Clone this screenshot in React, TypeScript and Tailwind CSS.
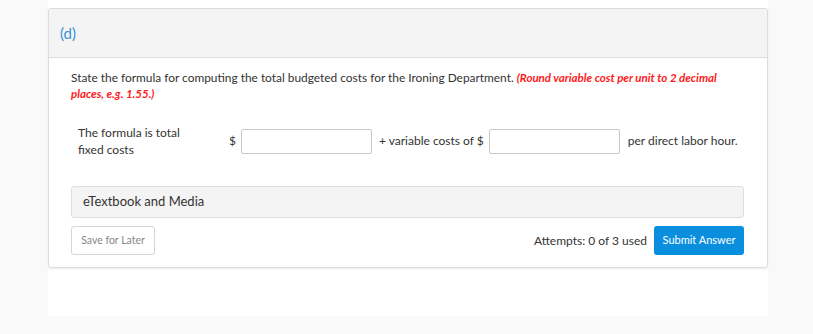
export default function App() {
  return (
    <div className="min-h-screen bg-[#f9f9f9]" style={{ fontFamily: 'Lato, "Open Sans", sans-serif' }}>
      <div className="ml-[48px] w-[720px] h-[316px] bg-white pt-[8px]">
        <div className="border border-[#dcdcdc] rounded-[3px] shadow-[0_1px_2px_rgba(0,0,0,0.08)] bg-white">
          {/* Header */}
          <div className="h-[49px] bg-[#f4f4f4] border-b border-[#dcdcdc] flex items-center px-[11px] rounded-t-[3px]">
            <span className="text-[15px] text-[#3a8fd8]">(d)</span>
          </div>

          {/* Body */}
          <div className="pl-[22px] pr-[23px] pt-[12px] pb-[12px]">
            <p className="text-[11.9px] leading-[16px] text-[#333] w-[660px]">
              State the formula for computing the total budgeted costs for the Ironing Department.{' '}
              <span className="font-bold italic text-[11.5px] text-[#ff1a1a]">
                (Round variable cost per unit to 2 decimal places, e.g. 1.55.)
              </span>
            </p>

            <div className="flex items-center mt-[22px] pl-[7px] text-[12px] text-[#333]">
              <div className="w-[110px] leading-[17px]">The formula is total fixed costs</div>
              <span className="ml-[41px] mr-[5px]">$</span>
              <div className="w-[131px] h-[25px] border border-[#c8c8c8] rounded-[2px] bg-white" />
              <span className="ml-[7px] mr-[5px]">+ variable costs of $</span>
              <div className="w-[131px] h-[25px] border border-[#c8c8c8] rounded-[2px] bg-white" />
              <span className="ml-[8px]">per direct labor hour.</span>
            </div>

            <div className="mt-[28px] h-[32px] flex items-center px-[11px] bg-[#f4f4f4] border border-[#dedede] rounded-[3px] text-[13px] text-[#333]">
              eTextbook and Media
            </div>

            <div className="flex items-center mt-[8px]">
              <button className="h-[29px] w-[84px] border border-[#d6d6d6] rounded-[3px] bg-white text-[10.5px] text-[#888]">
                Save for Later
              </button>
              <div className="ml-auto flex items-center">
                <span className="text-[12px] text-[#333] mr-[7px]">Attempts: 0 of 3 used</span>
                <button className="h-[29px] w-[90px] rounded-[3px] bg-[#0a8fdf] text-white text-[11px]">
                  Submit Answer
                </button>
              </div>
            </div>
          </div>
        </div>
      </div>
    </div>
  );
}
——————
## TASK
Your task is to reproduce all of the material exactly. The pictures stay out.

## COMPLETED EXERCISE
Clone this screenshot in React, TypeScript and Tailwind CSS.
export default function App() {
  return (
    <div className="min-h-screen bg-[#f9f9f9]" style={{ fontFamily: 'Lato, "Open Sans", sans-serif' }}>
      <div className="ml-[48px] w-[720px] h-[316px] bg-white pt-[8px]">
        <div className="border border-[#dcdcdc] rounded-[3px] shadow-[0_1px_2px_rgba(0,0,0,0.08)] bg-white">
          {/* Header */}
          <div className="h-[49px] bg-[#f4f4f4] border-b border-[#dcdcdc] flex items-center px-[11px] rounded-t-[3px]">
            <span className="text-[15px] text-[#3a8fd8]">(d)</span>
          </div>

          {/* Body */}
          <div className="pl-[22px] pr-[23px] pt-[12px] pb-[12px]">
            <p className="text-[11.9px] leading-[16px] text-[#333] w-[660px]">
              State the formula for computing the total budgeted costs for the Ironing Department.{' '}
              <span className="font-bold italic text-[11.5px] text-[#ff1a1a]">
                (Round variable cost per unit to 2 decimal places, e.g. 1.55.)
              </span>
            </p>

            <div className="flex items-center mt-[22px] pl-[7px] text-[12px] text-[#333]">
              <div className="w-[110px] leading-[17px]">The formula is total fixed costs</div>
              <span className="ml-[41px] mr-[5px]">$</span>
              <div className="w-[131px] h-[25px] border border-[#c8c8c8] rounded-[2px] bg-white" />
              <span className="ml-[7px] mr-[5px]">+ variable costs of $</span>
              <div className="w-[131px] h-[25px] border border-[#c8c8c8] rounded-[2px] bg-white" />
              <span className="ml-[8px]">per direct labor hour.</span>
            </div>

            <div className="mt-[28px] h-[32px] flex items-center px-[11px] bg-[#f4f4f4] border border-[#dedede] rounded-[3px] text-[13px] text-[#333]">
              eTextbook and Media
            </div>

            <div className="flex items-center mt-[8px]">
              <button className="h-[29px] w-[84px] border border-[#d6d6d6] rounded-[3px] bg-white text-[10.5px] text-[#888]">
                Save for Later
              </button>
              <div className="ml-auto flex items-center">
                <span className="text-[12px] text-[#333] mr-[7px]">Attempts: 0 of 3 used</span>
                <button className="h-[29px] w-[90px] rounded-[3px] bg-[#0a8fdf] text-white text-[11px]">
                  Submit Answer
                </button>
              </div>
            </div>
          </div>
        </div>
      </div>
    </div>
  );
}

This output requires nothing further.